WHAT TO PRODUCE: Retype only the lines running from the line that contains "What React, TypeScript" to the line that contains "const [forOther, setForOther]", inclusive, and leave the pictures behind.
** Start INPUT RECORDS **
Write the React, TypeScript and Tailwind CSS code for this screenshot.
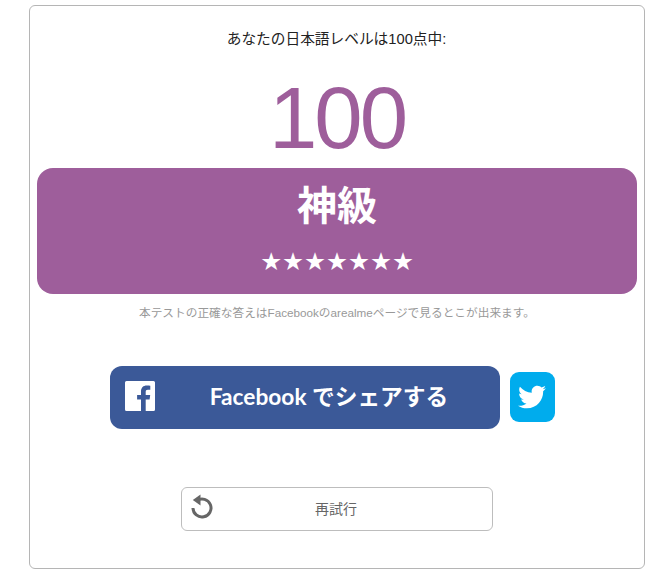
import { FaTwitter } from "react-icons/fa";

const cjk = "font-['Liberation_Sans','Noto_Sans_CJK_JP',sans-serif]";

export default function App() {
  return (
    <div className="w-[672px] h-[578px] bg-white pt-[5px] pl-[29px] overflow-hidden">
      <div className={`w-[616px] h-[564px] border border-[#b5b5b5] rounded-[6px] bg-white flex flex-col items-center px-[7px] ${cjk}`}>
        <p className="mt-[23px] h-[21px] leading-[21px] text-[14.7px] text-[#222222] text-center pr-[1px]">あなたの日本語レベルは100点中:</p>
        <div className="mt-[18px] h-[100px] leading-[100px] text-[87px] tracking-[-3px] text-[#9e5e9b] text-center">100</div>
        <div className="w-[600px] h-[126px] bg-[#9e5e9b] rounded-[16px] flex flex-col items-center text-white shrink-0">
          <div className="mt-[12px] h-[52px] leading-[52px] text-[40px] font-bold">神級</div>
          <div className="mt-[16px] h-[28px] leading-[28px] text-[24.5px] font-['DejaVu_Sans',sans-serif]">★★★★★★★</div>
        </div>
        <p className="mt-[10px] h-[18px] leading-[18px] text-[11.7px] text-[#999999] text-center">本テストの正確な答えはFacebookのarealmeページで見るとこが出来ます。</p>
        <div className="mt-[44px] flex items-start gap-[10px] ml-[-10px]">
          <div className="relative w-[390px] h-[63px] bg-[#3b5998] rounded-[12px] flex items-center justify-center text-white text-[22.7px] font-bold font-['Lato','Noto_Sans_CJK_JP',sans-serif] pl-[49px]">
            <svg className="absolute left-[15px] top-[15px]" width="30" height="30" viewBox="0 0 30 30" aria-hidden="true">
              <path fill="#ffffff" d="M1.5 0h27A1.5 1.5 0 0 1 30 1.5v27a1.5 1.5 0 0 1-1.5 1.5h-7.8V18.4h3.9l.6-4.5h-4.5V11c0-1.3.4-2.2 2.2-2.2h2.4v-4c-.4-.1-1.8-.2-3.5-.2-3.5 0-5.800 2.100-5.800 6v3.300h-3.900v4.500h3.900V30H1.500A1.500 1.500 0 0 1 0 28.500v-27A1.500 1.500 0 0 1 1.500 0z" />
            </svg>
            <span className="mt-[-1px]">Facebook でシェアする</span>
          </div>
          <div className="mt-[6px] w-[45px] h-[50px] bg-[#00aced] rounded-[9px] flex items-center justify-center">
            <FaTwitter className="text-white w-[28px] h-[28px]" />
          </div>
        </div>
        <div className="relative mt-[58px] w-[312px] h-[44px] border border-[#bdbdbd] rounded-[6px] flex items-center justify-center text-[14px] text-[#666666]">
          <svg className="absolute left-[9px] top-[6px]" width="22" height="26" viewBox="0 0 22 26" fill="none" aria-hidden="true">
            <path d="M6 6.500A9 9 0 1 1 2 14" stroke="#666666" strokeWidth="3" strokeLinecap="butt" />
            <path d="M9.500 0.500V11.500L1.800 6z" fill="#666666" />
          </svg>
          <span className="ml-[-2px]">再試行</span>
        </div>
      </div>
    </div>
  );
}
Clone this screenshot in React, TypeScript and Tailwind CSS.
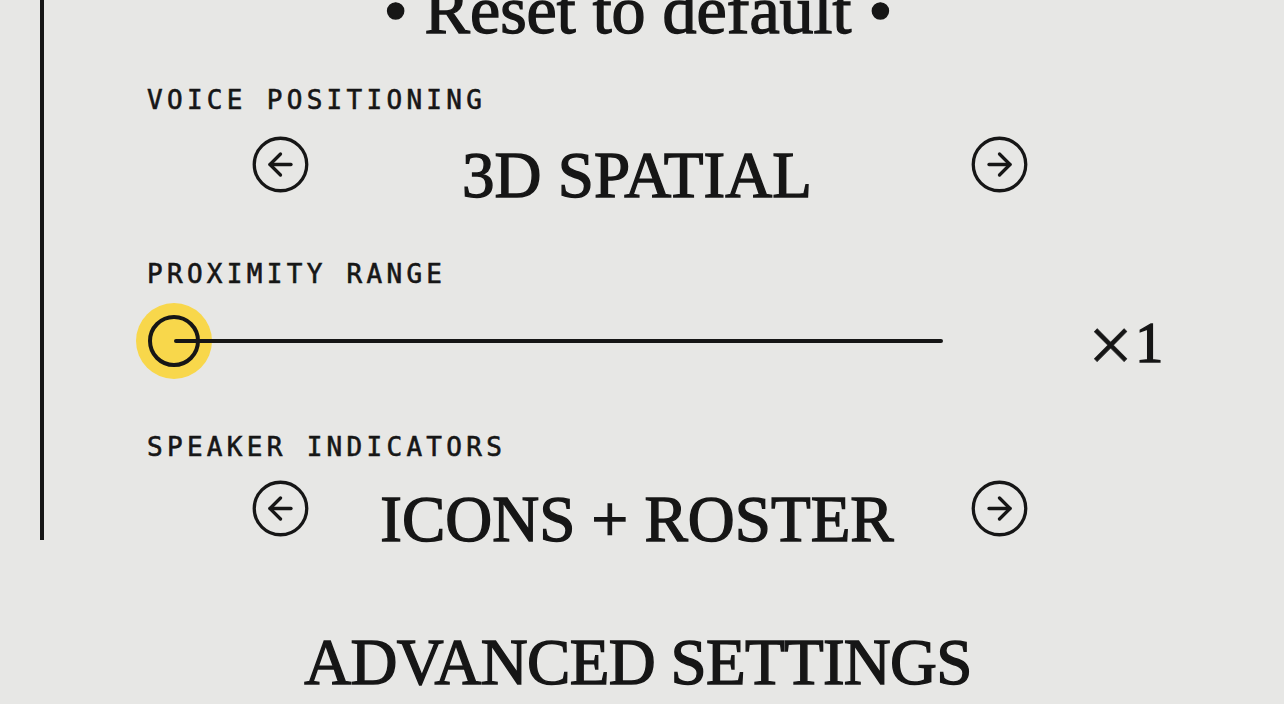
import React from "react";

const serif = { fontFamily: '"Liberation Serif", "Times New Roman", serif' };
const mono = { fontFamily: '"DejaVu Sans Mono", "Liberation Mono", monospace' };

function CircleArrow({ dir }: { dir: "left" | "right" }) {
  return (
    <svg width="63" height="63" viewBox="0 0 24 24" fill="none" stroke="#161616" strokeWidth="1.25" strokeLinecap="round" strokeLinejoin="round" className="shrink-0">
      <circle cx="12" cy="12" r="10" />
      {dir === "left" ? (
        <>
          <path d="M16 12H8" />
          <path d="M12 8l-4 4 4 4" />
        </>
      ) : (
        <>
          <path d="M8 12h8" />
          <path d="M12 16l4-4-4-4" />
        </>
      )}
    </svg>
  );
}

function Label({ children, className = "" }: { children: React.ReactNode; className?: string }) {
  return (
    <div style={mono} className={`text-[26px] leading-none h-[26px] tracking-[4.3px] uppercase text-[#161616] [-webkit-text-stroke:0.6px_#161616] ${className}`}>
      {children}
    </div>
  );
}

function Selector({ value, className = "" }: { value: string; className?: string }) {
  return (
    <div className={`ml-[102px] w-[782px] flex items-start ${className}`}>
      <div className="pt-[1px]">
        <CircleArrow dir="left" />
      </div>
      <div style={serif} className="flex-1 pr-[6px] text-center text-[65px] leading-none h-[65px] mt-[11px] text-[#161616] whitespace-nowrap [-webkit-text-stroke:1.4px_#161616]">
        {value}
      </div>
      <div className="pt-[1px]">
        <CircleArrow dir="right" />
      </div>
    </div>
  );
}

export default function App() {
  return (
    <div className="w-[1284px] h-[704px] overflow-hidden bg-[#e7e7e5] text-[#161616] flex flex-col">
      <div className="ml-[40px] mr-[52px] h-[540px] shrink-0 border-l-4 border-[#161616] flex flex-col">
        <div style={serif} className="mt-[-24px] h-[68px] text-[68px] leading-none text-center whitespace-nowrap [-webkit-text-stroke:1.4px_#161616]">
          • Reset to default •
        </div>
        <div className="pl-[103px] flex flex-col">
          <Label className="mt-[43px]">Voice Positioning</Label>
          <Selector value="3D SPATIAL" className="mt-[19px]" />
          <Label className="mt-[53px]">Proximity Range</Label>
          <div className="mt-[16px] ml-[-11px] h-[76px] flex items-center">
            <div className="relative w-[814px] h-[76px] shrink-0">
              <div className="absolute left-0 top-0 w-[76px] h-[76px] rounded-full bg-[#f8d74b]" />
              <div className="absolute left-[12px] top-[12px] w-[52px] h-[52px] rounded-full border-4 border-[#161616]" />
              <div className="absolute left-[38px] top-[36px] w-[769px] h-[4px] rounded-full bg-[#161616]" />
            </div>
            <div style={serif} className="ml-[138px] flex items-baseline leading-none whitespace-nowrap mt-[-12px] [-webkit-text-stroke:1.4px_#161616]">
              <span className="text-[80px] leading-none translate-y-[10px] [-webkit-text-stroke:0.6px_#161616]">×</span>
              <span className="text-[56px] leading-none ml-[2px]">1</span>
            </div>
          </div>
          <Label className="mt-[55px]">Speaker Indicators</Label>
          <Selector value="ICONS + ROSTER" className="mt-[16px]" />
        </div>
      </div>
      <div style={serif} className="mt-[90px] h-[65px] text-[65px] leading-none tracking-[-0.7px] text-center whitespace-nowrap pr-[8px] [-webkit-text-stroke:1.4px_#161616]">
        ADVANCED SETTINGS
      </div>
    </div>
  );
}
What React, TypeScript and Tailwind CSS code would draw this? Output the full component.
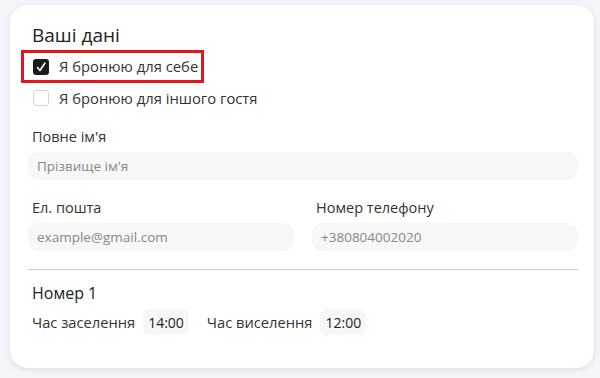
import { useState } from "react";

export default function App() {
    const [forSelf, setForSelf] = useState(true);
    const [forOther, setForOther] = useState(false);

    return (
        <div className="w-[600px] h-[378px] bg-[#f4f5f9] pt-[5px] pl-[10px] pr-[6px] font-['Open_Sans',sans-serif]">
            <div className="w-full h-[363px] bg-white rounded-[18px] shadow-[0_2px_6px_rgba(30,40,80,0.10)] pl-[18px] pr-[16px] pt-[18px]">
                <h2 className="text-[19px] leading-[24px] text-[#222] pl-[4px]">Ваші дані</h2>

                <div className="mt-[3px] flex flex-col">
                    <div className="w-[183px] h-[33px] border-[3px] border-[#e3141b] flex items-center pl-[9px] -ml-[7px]">
                        <label className="flex items-center gap-[10px] cursor-pointer">
                            <button
                                onClick={() => setForSelf(!forSelf)}
                                className={`w-[16px] h-[16px] rounded-[3px] flex items-center justify-center ${forSelf ? "bg-[#1c1c1c]" : "border border-[#ccc] bg-white"}`}
                            >
                                {forSelf && (
                                    <svg width="12" height="12" viewBox="0 0 12 12" fill="none">
                                        <path d="M2.5 6.5 L5 9.5 L9.8 2.2" stroke="white" strokeWidth="1.6" strokeLinecap="round" strokeLinejoin="round" />
                                    </svg>
                                )}
                            </button>
                            <span className="text-[14.8px] text-[#333] whitespace-nowrap">Я бронюю для себе</span>
                        </label>
                    </div>
                    <label className="flex items-center gap-[10px] mt-[4px] pl-[5px] cursor-pointer">
                        <button
                            onClick={() => setForOther(!forOther)}
                            className={`w-[16px] h-[16px] rounded-[3px] flex items-center justify-center ${forOther ? "bg-[#1c1c1c]" : "border border-[#d4d4d4] bg-white"}`}
                        >
                            {forOther && (
                                <svg width="12" height="12" viewBox="0 0 12 12" fill="none">
                                    <path d="M2.5 6.5 L5 9.5 L9.8 2.2" stroke="white" strokeWidth="1.6" strokeLinecap="round" strokeLinejoin="round" />
                                </svg>
                            )}
                        </button>
                        <span className="text-[14.8px] text-[#333]">Я бронюю для іншого гостя</span>
                    </label>
                </div>

                <div className="mt-[18px]">
                    <p className="text-[14.5px] text-[#333] pl-[4px] leading-[20px]">Повне ім'я</p>
                    <input
                        placeholder="Прізвище ім'я"
                        className="mt-[5px] w-full h-[28px] rounded-[10px] bg-[#f7f7f7] px-[9px] text-[13.5px] placeholder:text-[#888] outline-none"
                    />
                </div>

                <div className="mt-[18px] grid grid-cols-2 gap-[18px]">
                    <div>
                        <p className="text-[14.5px] text-[#333] pl-[4px] leading-[20px]">Ел. пошта</p>
                        <input
                            placeholder="example@gmail.com"
                            className="mt-[5px] w-full h-[28px] rounded-[10px] bg-[#f7f7f7] px-[9px] text-[13.5px] placeholder:text-[#888] outline-none"
                        />
                    </div>
                    <div>
                        <p className="text-[14.5px] text-[#333] pl-[4px] leading-[20px]">Номер телефону</p>
                        <input
                            placeholder="+380804002020"
                            className="mt-[5px] w-full h-[28px] rounded-[10px] bg-[#f7f7f7] px-[9px] text-[13.5px] placeholder:text-[#888] outline-none"
                        />
                    </div>
                </div>

                <div className="mt-[18px] h-px bg-[#cfcfcf]" />

                <h3 className="mt-[12px] text-[16px] text-[#222] pl-[4px] leading-[22px]">Номер 1</h3>
                <div className="mt-[5px] flex items-center pl-[4px] text-[14.7px] text-[#333]">
                    <span>Час заселення</span>
                    <span className="ml-[8px] h-[26px] px-[5px] rounded-[6px] bg-[#f7f7f7] flex items-center text-[14px] text-[#222]">14:00</span>
                    <span className="ml-[18px]">Час виселення</span>
                    <span className="ml-[8px] h-[26px] px-[5px] rounded-[6px] bg-[#f7f7f7] flex items-center text-[14px] text-[#222]">12:00</span>
                </div>
            </div>
        </div>
    );
}
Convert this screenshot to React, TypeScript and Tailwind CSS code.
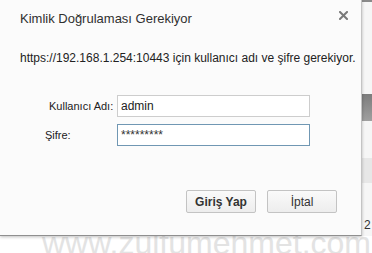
import React from "react";

function CloseIcon() {
  return (
    <svg width="9" height="9" viewBox="0 0 9 9" className="block">
      <path d="M1 1 L8 8 M8 1 L1 8" stroke="#7a7a7a" strokeWidth="2" strokeLinecap="square" />
    </svg>
  );
}

export default function App() {
  return (
    <div
      className="relative w-[372px] h-[253px] overflow-hidden bg-white"
      style={{ fontFamily: '"Liberation Sans", Arial, sans-serif' }}
    >
      {/* page behind the dialog */}
      <div className="absolute inset-0 flex justify-end">
        <div className="w-[11px] h-[236px] flex flex-col bg-[#f6f6f6] border-l border-[#dcdcdc]">
          <div className="h-[2px] bg-[#8a8a8a]" />
          <div className="h-[92px]" />
          <div className="h-[27px] bg-gradient-to-b from-[#7c7c7c] to-[#a0a0a0]" />
          <div className="h-[37px]" />
          <div className="h-[25px] bg-[#e7e7e7]" />
          <div className="flex-1 flex items-end pb-[5px] pl-[2px] text-[12px] leading-none text-[#333]">
            2
          </div>
        </div>
      </div>

      {/* watermark */}
      <div className="absolute left-[42px] top-[227px] text-[32px] leading-[32px] text-[#e3e3e3] whitespace-nowrap">
        www.zulfumehmet.com
      </div>

      {/* dialog */}
      <div className="absolute left-0 top-0 w-[362px] h-[236px] bg-[#fbfbfb] border-r border-b border-r-[#c4c4c4] border-b-[#8f8f8f] shadow-[0_1px_3px_rgba(0,0,0,0.25)] flex flex-col">
        <div className="flex items-start justify-between pl-[20px] pr-[13px] pt-[11px]">
          <h1 className="text-[13px] leading-[16px] text-[#303030] font-normal">
            Kimlik Doğrulaması Gerekiyor
          </h1>
          <CloseIcon />
        </div>

        <p className="mt-[24px] pl-[20px] text-[12px] leading-[15px] text-[#222] whitespace-nowrap">
          https://192.168.1.254:10443 için kullanıcı adı ve şifre gerekiyor.
        </p>

        <div className="mt-[29px] grid grid-cols-[72px_193px] gap-y-[7px] pl-[45px] text-[11px] text-[#222]">
          <label className="pl-[4px] flex items-center">Kullanıcı Adı:</label>
          <input
            readOnly
            value="admin"
            className="h-[22px] w-[193px] border border-[#cdcdcd] bg-white px-[3px] text-[12px] text-[#222] outline-none"
          />
          <label className="flex items-center">Şifre:</label>
          <input
            readOnly
            value="*********"
            className="h-[22px] w-[193px] border border-[#7097b3] bg-white px-[3px] text-[12px] text-[#333] outline-none"
          />
        </div>

        <div className="mt-auto mb-[22px] flex justify-end gap-[11px] pr-[24px]">
          <button className="w-[70px] h-[23px] rounded-[2px] border border-[#c3c3c3] bg-gradient-to-b from-[#fafafa] to-[#ededed] text-[12px] font-bold text-[#333]">
            Giriş Yap
          </button>
          <button className="w-[70px] h-[23px] rounded-[2px] border border-[#c3c3c3] bg-gradient-to-b from-[#fafafa] to-[#ededed] text-[12px] text-[#333]">
            İptal
          </button>
        </div>
      </div>
    </div>
  );
}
** End INPUT RECORDS **
THE COMPLETED TASK:
What React, TypeScript and Tailwind CSS code would draw this? Output the full component.
import { useState } from "react";

export default function App() {
    const [forSelf, setForSelf] = useState(true);
    const [forOther, setForOther] = useState(false);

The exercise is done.